Perhaps, in the coming decades, the blinkered view of dress defining someone will vanish. Perhaps. I doubt it. However the question of sexuality and the compartmentalisation of it will rage for the rest of time, unless people stop having pre-conceived ideas and recognise that, in essence, it really doesn't matter whether you like Arthur, Martha or both.


Real Man?

Post 99

Potholer

>>"Sexuality is fluid and is only compartmentalised by those who fear their definition could be misconstrued."

I think for most people, sexuality really *isn't* that fluid in practice, which is why most people don't see a huge problem with having useful simple categories to describe sexuality.

>>"Sometimes it's very hard to know whether someone is gay by how they look these days..."

Well, that's hardly new - there always *have* been people who either couldn't be immediately categorised by their appearance, or who would be categorised wrongly. Quite possibly a large majority of some orientations at times.

>>"However the question of sexuality and the compartmentalisation of it will rage for the rest of time, unless people stop having pre-conceived ideas and recognise that, in essence, it really doesn't matter whether you like Arthur, Martha or both."

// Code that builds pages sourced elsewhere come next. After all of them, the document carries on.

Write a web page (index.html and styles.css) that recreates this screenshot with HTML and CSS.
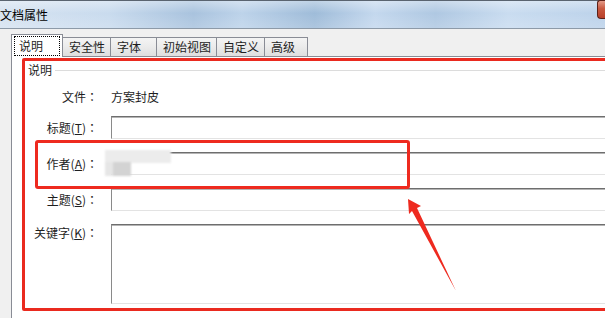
FILE: index.html
```html
<!DOCTYPE html>
<html lang="zh-CN">
<head>
<meta charset="utf-8">
<title>文档属性</title>
<link rel="stylesheet" href="styles.css">
</head>
<body>
<div class="window">
  <div class="titlebar">
    <span class="title">文档属性</span>
    <span class="close"></span>
  </div>
  <div class="dialog">
    <div class="tabs">
      <div class="tab tab-active"><span class="focus">说明</span></div>
      <div class="tab">安全性</div>
      <div class="tab">字体</div>
      <div class="tab">初始视图</div>
      <div class="tab">自定义</div>
      <div class="tab tab-narrow">高级</div>
    </div>
    <div class="panel">
      <div class="mark">
        <div class="group-head"><span class="group-label">说明</span></div>
        <div class="rows">
          <div class="row row-file">
            <span class="label">文件<span class="colon">：</span></span>
            <span class="value">方案封皮</span>
          </div>
          <div class="row">
            <span class="label">标题(<u>T</u>)<span class="colon">：</span></span>
            <div class="field"></div>
          </div>
          <div class="row">
            <span class="label">作者(<u>A</u>)<span class="colon">：</span></span>
            <div class="field"></div>
          </div>
          <div class="row">
            <span class="label">主题(<u>S</u>)<span class="colon">：</span></span>
            <div class="field"></div>
          </div>
          <div class="row row-top">
            <span class="label">关键字(<u>K</u>)<span class="colon">：</span></span>
            <div class="field field-area"></div>
          </div>
        </div>
      </div>
    </div>
  </div>
  <div class="blur"><span class="blur-a"></span><span class="blur-b"></span></div>
  <div class="highlight"></div>
  <svg class="arrow" width="605" height="318" viewBox="0 0 605 318">
    <polygon points="408,199 421,206 417,208 456,291 412,211 409,214" fill="#ee2a1f"/>
  </svg>
</div>
</body>
</html>
```
FILE: styles.css
```css
html, body {
  margin: 0;
  padding: 0;
}
body {
  width: 605px;
  height: 318px;
  overflow: hidden;
  background: #f0f0f0;
  font-family: "Noto Sans CJK SC", "Microsoft YaHei", sans-serif;
  font-size: 12px;
  color: #1e1e1e;
}
.window {
  position: relative;
  width: 605px;
  height: 318px;
  overflow: hidden;
}
.titlebar {
  border-top: 1px solid #5a6470;
  border-bottom: 1px solid #8d9aa8;
  box-sizing: border-box;
  height: 29px;
  display: flex;
  align-items: center;
  justify-content: space-between;
  background:
    linear-gradient(180deg, rgba(255,255,255,0.35) 0%, rgba(255,255,255,0) 45%, rgba(255,255,255,0.15) 100%),
    linear-gradient(90deg, #d6e3f1 0%, #c9dbee 18%, #a9c3de 32%, #bdd3ea 40%, #9fbcd9 52%, #c4d8ee 62%, #afc8e2 72%, #c9dcf0 84%, #bcd2ea 100%);
}
.title {
  line-height: 16px;
  color: #000;
}
.close {
  align-self: flex-start;
  width: 8px;
  height: 19px;
  margin-top: -1px;
  box-sizing: border-box;
  border: 1px solid #5b2018;
  border-right: 0;
  border-radius: 3px 0 0 4px;
  background: linear-gradient(180deg, #e39a88 0%, #c8583f 45%, #b8402a 100%);
}
.dialog {
  padding-left: 11px;
}
.tabs {
  height: 27px;
  display: flex;
  align-items: flex-end;
  position: relative;
  z-index: 2;
}
.tab {
  box-sizing: border-box;
  height: 19px;
  min-width: 47px;
  padding: 0 5px 0 6px;
  margin-left: -1px;
  border: 1px solid #898c95;
  border-bottom: 0;
  background: linear-gradient(180deg, #f4f4f4 0%, #ebebeb 50%, #dedede 100%);
  line-height: 17px;
  white-space: nowrap;
}
.tab-narrow {
  min-width: 44px;
}
.tab-active {
  margin-left: 0;
  width: 52px;
  min-width: 52px;
  height: 23px;
  margin-bottom: -1px;
  padding: 1px 0 0 2px;
  background: #fff;
  position: relative;
  z-index: 3;
}
.focus {
  display: block;
  height: 20px;
  width: 46px;
  box-sizing: border-box;
  border: 1px dotted #000;
  padding-left: 4px;
  line-height: 17px;
}
.panel {
  background: #fff;
  border-top: 1px solid #898c95;
  border-left: 1px solid #898c95;
  height: 262px;
  padding-top: 1px;
  padding-left: 10px;
}
.mark {
  width: 590px;
  border: 3px solid #ea2a1f;
  border-radius: 2px;
  padding-bottom: 4px;
}
.group-head {
  height: 16px;
  margin-top: 1px;
  display: flex;
  align-items: center;
}
.group-head::after {
  content: "";
  flex: 1;
  height: 1px;
  background: #dcdcdc;
  margin-left: 3px;
}
.group-label {
  margin-left: 3px;
  line-height: 16px;
}
.rows {
  margin-top: 8px;
  display: flex;
  flex-direction: column;
  gap: 13px;
}
.row {
  display: flex;
  align-items: center;
  gap: 13px;
  height: 23px;
}
.row-file {
  height: 22px;
  margin-bottom: -5px;
}
.row-top {
  align-items: flex-start;
  height: auto;
}
.row-top .label {
  padding-top: 1px;
}
.label {
  width: 73px;
  flex: none;
  text-align: right;
  line-height: 16px;
  white-space: nowrap;
}
.label u {
  text-decoration: underline;
  text-underline-offset: 1px;
}
.colon {
  font-family: "Noto Sans CJK TC", sans-serif;
  display: inline-block;
  width: 12px;
  text-align: center;
}
.value {
  line-height: 16px;
}
.field {
  flex: 1;
  height: 23px;
  box-sizing: border-box;
  border: 1px solid;
  border-color: #6e6e6e #e3e3e3 #e3e3e3 #8a8a8a;
  box-shadow: inset 0 1px 0 #b4b4b4;
  background: #fff;
}
.field-area {
  height: 80px;
}
.blur {
  position: absolute;
  left: 105px;
  top: 150px;
  width: 66px;
  height: 26px;
  filter: blur(1.2px);
}
.blur-a {
  position: absolute;
  left: 0;
  top: 0;
  width: 66px;
  height: 13px;
  background: #ececec;
}
.blur-b {
  position: absolute;
  left: 0;
  top: 12px;
  width: 26px;
  height: 14px;
  background: linear-gradient(90deg, #e6e6e6 0 30%, #d3d3d3 30% 100%);
}
.highlight {
  position: absolute;
  left: 35px;
  top: 140px;
  width: 369px;
  height: 43px;
  border: 3px solid #ee2a1f;
  border-radius: 3px;
}
.arrow {
  position: absolute;
  left: 0;
  top: 0;
}
```
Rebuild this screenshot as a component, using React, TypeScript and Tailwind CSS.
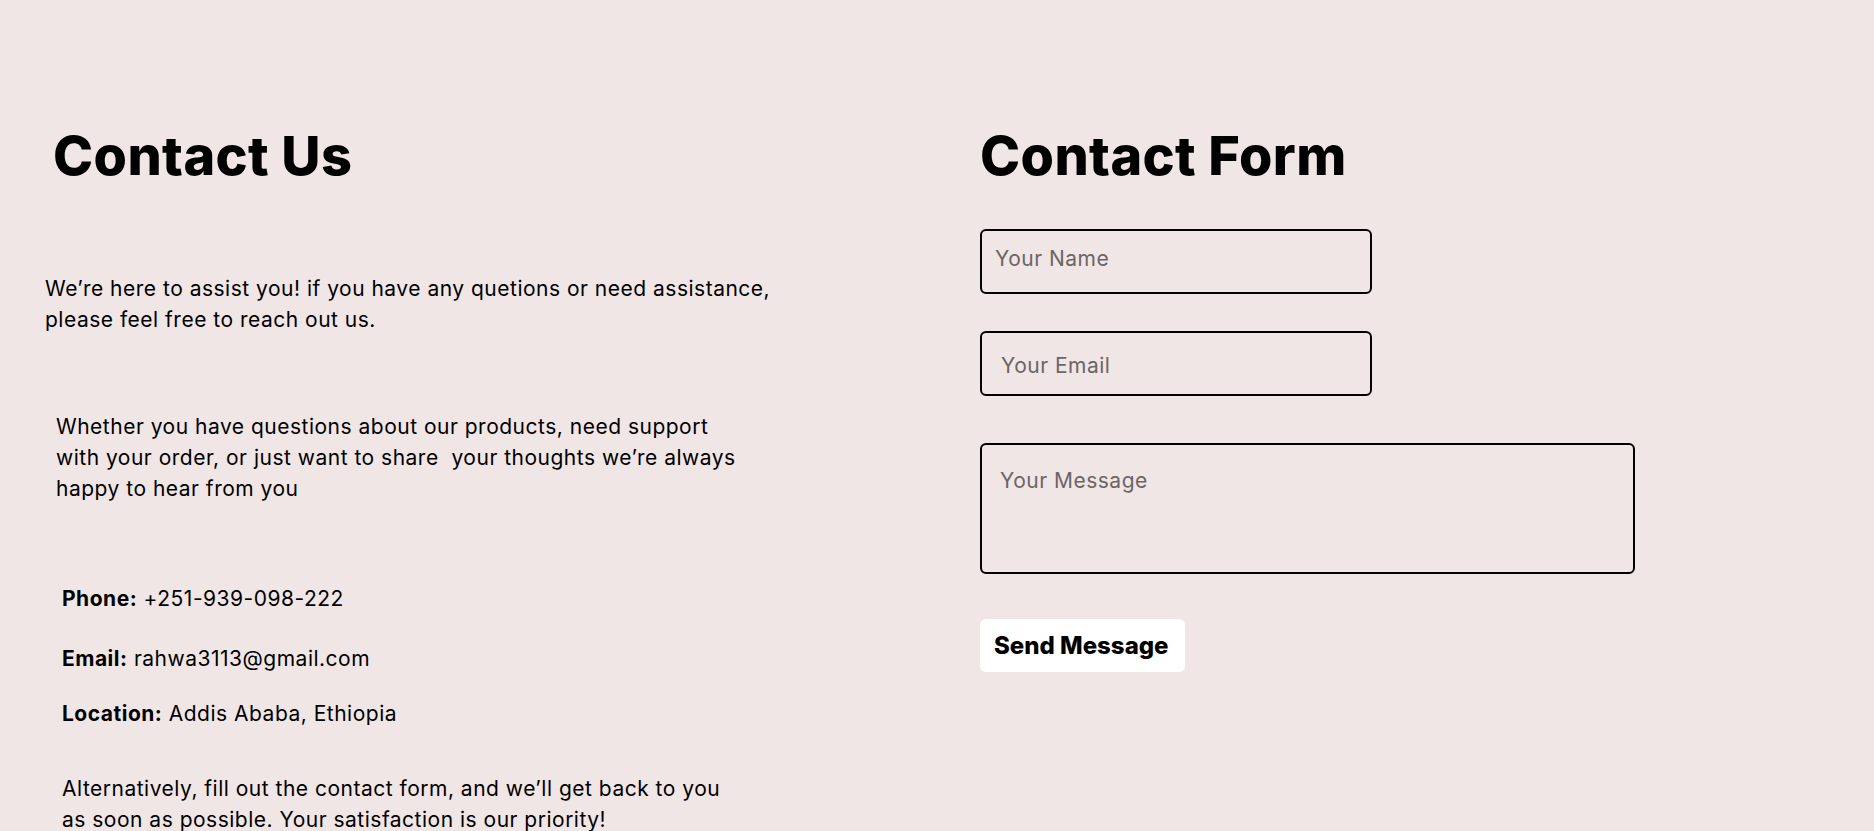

Isn't the idea that sexuality is fluid precisely as pre-concieved as the idea that for most people it's pretty well static?
Even if there are people for whom is *is* flexible, that doesn't mean it is flexible for everyone. The best you could say is that it *can* be flexible.

Having *categories* doesn't necessarily imply being *judgemental*, and neither does lacking generally understood categories necessarily preclude judgementalism.
Even if there weren't explicit words, unless people in general didn't have any pattern to the sex of their sexual partners, then as far as who-mates-with-who is concerned, people would still mentally classify other people in some fashion, and people who were scared of (or who didn't like) people who made different choices to them would still be able to find people to attack.


Real Man?

Post 100

chubstar1975

<> (potholer)

I agree with this point to a certain extent. It is, however, those who vehemently stress their sexuality as beign rigid who create dilemmas for those who really aren't that bothered.

<>

Semantics surely? Sexuality *is* fluid/flexible for everyone - it is expressed inately in your point. If it *can* be flexible, it *is*, it depends upon whether you allow yourself to acknowledge that and how you define your own appropriation of the term which constrains it. However, I do take your point that it is just as negative to compartmetalise sexuality as fluid than being non-fluid. Having said that, all opinions have some ora of judgement, otherwise they wouldn't be opinions.